Странствия героев характерны для творчества А.С. Пушкина, у которого они «связаны с темой пророчества и изгнанничества». Классическим образцом литературы путешествий в ХIХ веке является «Путешествие в Арзрум» А.С. Пушкина, в котором отражается реально-историческое время и реальные локусы Кавказа.
Мотив странствий в творческом наследии М.Ю. Лермонтова приобретает инвариантный характер. Своеобразное воплощение указанного мотива обнаруживается в «Герое нашего времени». Печорин, «странствующий офицер», живет в художественном пространстве произведения в качестве изгнанника, рефлексирующего скитальца, везде оказываясь «проездом», или «по приказу», «по казенной надобности».

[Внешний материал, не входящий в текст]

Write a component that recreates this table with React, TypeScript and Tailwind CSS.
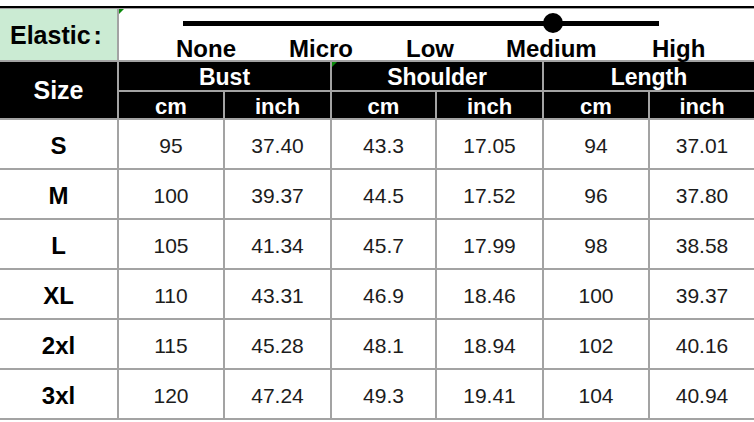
const rows = [
  { size: "S", v: ["95", "37.40", "43.3", "17.05", "94", "37.01"] },
  { size: "M", v: ["100", "39.37", "44.5", "17.52", "96", "37.80"] },
  { size: "L", v: ["105", "41.34", "45.7", "17.99", "98", "38.58"] },
  { size: "XL", v: ["110", "43.31", "46.9", "18.46", "100", "39.37"] },
  { size: "2xl", v: ["115", "45.28", "48.1", "18.94", "102", "40.16"] },
  { size: "3xl", v: ["120", "47.24", "49.3", "19.41", "104", "40.94"] },
];

const levels = [
  { label: "None", left: "left-[57px]" },
  { label: "Micro", left: "left-[170px]" },
  { label: "Low", left: "left-[287px]" },
  { label: "Medium", left: "left-[387px]" },
  { label: "High", left: "left-[533px]" },
];

const cols = "grid grid-cols-[117px_104px_105px_103px_105px_104px_104px] gap-x-[2px]";

// little green comment marker like in the excel sheet
const Marker = () => (
  <svg className="absolute left-0 top-0" width="5" height="5" viewBox="0 0 5 5">
    <polygon points="0,0 5,0 0,5" fill="#0a8a0a" />
  </svg>
);

const App = () => {
  return (
    <div
      className="w-[754px] h-[422px] bg-white pt-[6px] overflow-hidden"
      style={{ fontFamily: '"Liberation Sans", Arial, sans-serif' }}
    >
      <div className="h-[2px] bg-black" />
      <div className="bg-[#a3a3a3] pt-px pb-[2px] flex flex-col gap-y-[2px]">
        {/* elastic row */}
        <div className="grid grid-cols-[117px_1fr] gap-x-[2px] h-[51px]">
          <div className="bg-[#cbebd3] flex items-center pl-[10px] pt-[3px] text-[25px] font-bold text-black">
            Elastic<span className="ml-[3px]">:</span>
          </div>
          <div className="bg-white relative">
            <Marker />
            <svg className="absolute left-0 top-0" width="635" height="30">
              <rect x="64" y="12" width="476" height="5" fill="#000" />
              <circle cx="434" cy="14" r="10" fill="#000" />
            </svg>
            {levels.map((l) => (
              <span
                key={l.label}
                className={`absolute top-[28px] ${l.left} text-[24px] leading-[24px] font-bold text-black`}
              >
                {l.label}
              </span>
            ))}
          </div>
        </div>

        {/* header */}
        <div className={`${cols} grid-rows-[28px_26px] gap-y-[2px] text-white font-bold`}>
          <div className="row-span-2 bg-black flex items-center justify-center text-[25px] pt-[2px]">Size</div>
          <div className="col-span-2 bg-black flex items-center justify-center text-[23px] pt-[2px]">Bust</div>
          <div className="col-span-2 bg-black flex items-center justify-center text-[23px] pt-[2px] relative">
            <Marker />
            Shoulder
          </div>
          <div className="col-span-2 bg-black flex items-center justify-center text-[23px] pt-[2px]">Length</div>
          {["cm", "inch", "cm", "inch", "cm", "inch"].map((u, i) => (
            <div key={i} className="bg-black flex items-center justify-center text-[22px] pt-[3px]">
              {u}
            </div>
          ))}
        </div>

        {/* body */}
        {rows.map((r) => (
          <div key={r.size} className={`${cols} h-[48px]`}>
            <div className="bg-white flex items-center justify-center text-[24px] font-bold text-black pt-[3px]">
              {r.size}
            </div>
            {r.v.map((n, i) => (
              <div key={i} className="bg-white flex items-center justify-center text-[21px] text-[#1c1c1c] pt-[3px]">
                {n}
              </div>
            ))}
          </div>
        ))}
      </div>
    </div>
  );
};

export default App;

В организации сюжета поэмы Гоголя «Мертвые души» мотив странствий главного героя приобретает смыслосозидающую функцию. Хронотоп жизненного пути Чичикова выступает в качестве композиционного стержня. Топографически реальный путь, сохраняя авантюрную семантику, трансформируется в многофункциональную дорогу по Руси; перед нами разворачивается дорога русской судьбы, реальная и одновременно метафизическая, лишь чаемая автором.

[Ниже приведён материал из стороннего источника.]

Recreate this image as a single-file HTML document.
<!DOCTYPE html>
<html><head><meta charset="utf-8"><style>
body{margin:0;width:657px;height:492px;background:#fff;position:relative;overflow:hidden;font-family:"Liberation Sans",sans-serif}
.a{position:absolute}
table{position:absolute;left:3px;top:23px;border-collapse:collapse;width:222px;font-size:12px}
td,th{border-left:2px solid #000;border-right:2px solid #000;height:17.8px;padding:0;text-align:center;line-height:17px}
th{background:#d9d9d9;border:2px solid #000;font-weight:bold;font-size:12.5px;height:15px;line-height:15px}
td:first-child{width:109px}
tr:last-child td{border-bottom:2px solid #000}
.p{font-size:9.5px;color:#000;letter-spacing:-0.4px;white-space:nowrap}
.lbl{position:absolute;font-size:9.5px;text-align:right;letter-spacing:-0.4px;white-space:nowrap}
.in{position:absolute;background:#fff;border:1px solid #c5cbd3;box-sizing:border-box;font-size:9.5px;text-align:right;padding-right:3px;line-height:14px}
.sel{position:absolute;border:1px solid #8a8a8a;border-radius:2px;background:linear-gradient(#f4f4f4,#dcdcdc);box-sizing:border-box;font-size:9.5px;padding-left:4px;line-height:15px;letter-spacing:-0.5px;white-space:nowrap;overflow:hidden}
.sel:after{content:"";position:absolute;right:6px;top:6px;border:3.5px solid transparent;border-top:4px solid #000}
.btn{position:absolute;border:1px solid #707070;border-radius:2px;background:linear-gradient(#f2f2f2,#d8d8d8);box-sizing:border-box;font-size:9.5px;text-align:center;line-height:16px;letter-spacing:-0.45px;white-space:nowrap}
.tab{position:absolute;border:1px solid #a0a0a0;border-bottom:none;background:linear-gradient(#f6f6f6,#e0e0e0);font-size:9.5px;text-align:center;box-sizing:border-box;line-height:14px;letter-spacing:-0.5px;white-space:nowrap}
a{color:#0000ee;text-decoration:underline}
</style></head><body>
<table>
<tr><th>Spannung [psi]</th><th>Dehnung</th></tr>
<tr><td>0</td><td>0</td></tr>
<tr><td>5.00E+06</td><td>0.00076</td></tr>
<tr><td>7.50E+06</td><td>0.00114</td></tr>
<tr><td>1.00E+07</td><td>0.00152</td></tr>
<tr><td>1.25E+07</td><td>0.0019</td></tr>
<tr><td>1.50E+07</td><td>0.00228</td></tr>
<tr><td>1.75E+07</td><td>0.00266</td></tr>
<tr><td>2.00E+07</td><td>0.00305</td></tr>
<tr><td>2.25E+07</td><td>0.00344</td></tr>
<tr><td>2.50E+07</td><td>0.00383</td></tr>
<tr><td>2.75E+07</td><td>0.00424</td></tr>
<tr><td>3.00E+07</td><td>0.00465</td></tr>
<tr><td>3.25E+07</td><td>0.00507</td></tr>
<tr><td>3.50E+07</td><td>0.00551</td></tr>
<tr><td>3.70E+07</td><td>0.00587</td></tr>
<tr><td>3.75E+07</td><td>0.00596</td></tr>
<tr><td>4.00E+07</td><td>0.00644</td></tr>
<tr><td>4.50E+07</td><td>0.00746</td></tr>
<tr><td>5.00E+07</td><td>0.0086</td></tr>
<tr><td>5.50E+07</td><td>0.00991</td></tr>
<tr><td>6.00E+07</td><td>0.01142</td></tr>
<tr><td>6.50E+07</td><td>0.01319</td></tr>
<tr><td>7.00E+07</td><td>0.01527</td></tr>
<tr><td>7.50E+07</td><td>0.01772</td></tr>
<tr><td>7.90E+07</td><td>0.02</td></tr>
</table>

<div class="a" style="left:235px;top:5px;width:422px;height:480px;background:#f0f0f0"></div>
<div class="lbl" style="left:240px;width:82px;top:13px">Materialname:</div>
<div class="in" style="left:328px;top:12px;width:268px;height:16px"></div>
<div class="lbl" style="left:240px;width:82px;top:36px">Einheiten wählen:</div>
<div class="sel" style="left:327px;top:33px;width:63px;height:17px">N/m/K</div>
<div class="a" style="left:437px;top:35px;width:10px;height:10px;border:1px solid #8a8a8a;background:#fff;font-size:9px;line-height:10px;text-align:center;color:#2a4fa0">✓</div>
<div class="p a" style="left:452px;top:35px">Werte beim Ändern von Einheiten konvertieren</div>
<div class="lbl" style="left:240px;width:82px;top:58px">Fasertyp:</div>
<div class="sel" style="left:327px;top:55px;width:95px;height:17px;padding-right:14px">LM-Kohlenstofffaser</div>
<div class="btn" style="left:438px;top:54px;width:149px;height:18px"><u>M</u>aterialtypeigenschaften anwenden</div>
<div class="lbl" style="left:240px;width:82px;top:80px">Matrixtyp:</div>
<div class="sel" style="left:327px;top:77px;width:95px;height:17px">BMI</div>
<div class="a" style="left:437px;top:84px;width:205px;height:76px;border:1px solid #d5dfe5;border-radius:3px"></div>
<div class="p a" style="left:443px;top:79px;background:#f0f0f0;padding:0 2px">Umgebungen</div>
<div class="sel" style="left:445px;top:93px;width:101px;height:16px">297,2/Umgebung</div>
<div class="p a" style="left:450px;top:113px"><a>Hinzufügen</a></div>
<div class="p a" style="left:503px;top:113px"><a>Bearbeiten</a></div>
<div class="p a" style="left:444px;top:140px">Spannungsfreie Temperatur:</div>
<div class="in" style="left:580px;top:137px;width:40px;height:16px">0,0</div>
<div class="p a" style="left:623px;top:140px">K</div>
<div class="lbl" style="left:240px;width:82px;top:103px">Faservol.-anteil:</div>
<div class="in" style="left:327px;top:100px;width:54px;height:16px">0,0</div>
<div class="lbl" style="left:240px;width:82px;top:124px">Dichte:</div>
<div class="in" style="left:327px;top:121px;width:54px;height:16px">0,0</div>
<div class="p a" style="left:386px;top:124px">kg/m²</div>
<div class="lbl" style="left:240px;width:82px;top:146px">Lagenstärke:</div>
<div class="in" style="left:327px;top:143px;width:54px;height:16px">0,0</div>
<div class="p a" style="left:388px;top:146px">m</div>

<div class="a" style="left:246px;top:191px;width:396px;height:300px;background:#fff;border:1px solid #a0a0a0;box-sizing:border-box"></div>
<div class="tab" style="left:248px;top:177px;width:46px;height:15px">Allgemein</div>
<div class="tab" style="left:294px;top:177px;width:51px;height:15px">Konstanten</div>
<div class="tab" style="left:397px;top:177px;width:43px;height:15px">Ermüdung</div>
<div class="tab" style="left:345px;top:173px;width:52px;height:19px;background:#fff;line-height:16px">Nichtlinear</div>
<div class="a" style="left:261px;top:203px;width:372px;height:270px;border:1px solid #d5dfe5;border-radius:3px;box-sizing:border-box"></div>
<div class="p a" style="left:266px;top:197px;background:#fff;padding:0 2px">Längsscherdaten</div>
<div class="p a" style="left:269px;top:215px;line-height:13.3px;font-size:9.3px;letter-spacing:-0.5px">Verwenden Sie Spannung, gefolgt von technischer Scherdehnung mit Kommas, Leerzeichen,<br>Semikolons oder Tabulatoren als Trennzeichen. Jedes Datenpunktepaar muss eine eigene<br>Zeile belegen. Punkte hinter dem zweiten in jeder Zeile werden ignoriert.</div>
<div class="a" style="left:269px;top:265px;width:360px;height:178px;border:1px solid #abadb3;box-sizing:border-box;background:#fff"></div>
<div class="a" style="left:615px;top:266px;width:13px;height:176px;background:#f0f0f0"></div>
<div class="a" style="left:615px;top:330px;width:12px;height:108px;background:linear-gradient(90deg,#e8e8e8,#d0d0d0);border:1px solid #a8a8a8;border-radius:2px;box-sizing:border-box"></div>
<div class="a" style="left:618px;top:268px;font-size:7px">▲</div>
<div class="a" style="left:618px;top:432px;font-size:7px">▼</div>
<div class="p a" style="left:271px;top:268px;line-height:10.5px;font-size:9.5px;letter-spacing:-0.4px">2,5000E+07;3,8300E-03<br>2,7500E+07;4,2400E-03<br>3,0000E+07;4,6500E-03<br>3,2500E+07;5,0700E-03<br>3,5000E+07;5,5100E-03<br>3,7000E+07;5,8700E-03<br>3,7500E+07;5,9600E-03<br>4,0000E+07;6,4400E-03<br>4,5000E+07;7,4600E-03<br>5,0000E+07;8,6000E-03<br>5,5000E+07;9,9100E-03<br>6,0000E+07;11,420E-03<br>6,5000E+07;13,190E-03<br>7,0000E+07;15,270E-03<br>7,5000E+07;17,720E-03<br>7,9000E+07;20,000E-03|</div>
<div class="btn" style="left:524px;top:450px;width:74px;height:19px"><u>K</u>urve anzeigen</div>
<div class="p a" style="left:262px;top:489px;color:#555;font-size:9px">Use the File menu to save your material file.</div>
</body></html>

Герои Тургенева, Лескова проходят свой путь по-разному; чаще всего такая дорога «предполагает не просто возвратное движение, но движение кольцевое по нарастающей к идеалу ». Феномен странничества связан с аксиологией православной веры, с вечным беспокойством русской души, стремящейся найти выход из мучительного жизненного пространства в благодатном направлении. Так, странник, являясь глубоко национальным, «вечным образом русской жизни» (Ю. Степанов), в творчестве Н. Лескова открывает подлинный лик свободы, огромное напряжение духа.
Воплощение мотива странствий невозможно без обращения к его варианту - мотиву поисков истины. Таковы герои Некрасова в поэме «Кому на Руси жить хорошо». Правдоискатели, они ищут ответы на вечные вопросы русского бытия: что такое счастье и в чем правда жизни.
«Человек странствующий» весьма актуален для литературы эпохи модернизма. Доминирующим в творческом сознании поэтов и прозаиков «серебряного века» оказался образ поэта-путника, свидетельствующий о духовно-этической эволюции художника, в процессе которой приобретается в том числе религиозно-мистический опыт.
Странник, «человек странствующий», «поэт-путник» - знаковые атрибуции в характеристике типов лирических героев и их создателей в творчестве таких поэтов, как В.Брюсов («Путник»), О.Мандельштам («Камень»), В.Хлебников («Хаджи-Тархан») и многих других художников «серебряного века». Жизненные путешествия, странствия, а порою, скитания самих поэтов на переломе времен, в «эпоху бездомности», определили и вектор «поэтических странствий». В связи с этим особенно интересен творческий путь Н.С. Гумилева, в центре которого – странствия его лирического героя. Мотив странствий у Мандельштама, тяга к дороге – это стремление к преодолению времени, которое связывается с ожиданием испытаний. Поэзия помогает поэту преодолеть пугающую разорванность бытия, разобщенности человечества. Понимание странствия как изгойства характерно для творчества Велимира Хлебникова, мечтавшего о великом единстве мира, о слиянии традиций и культур. Мотив странствий очень актуален в поэтическом наследии М.Волошина. Человек у Волошина – странник, «по земле, по звездам, по вселенным», но, в этом поэт абсолютно уверен, «нет ни одной дороги для всех каждый свою тропу ищет и находит ».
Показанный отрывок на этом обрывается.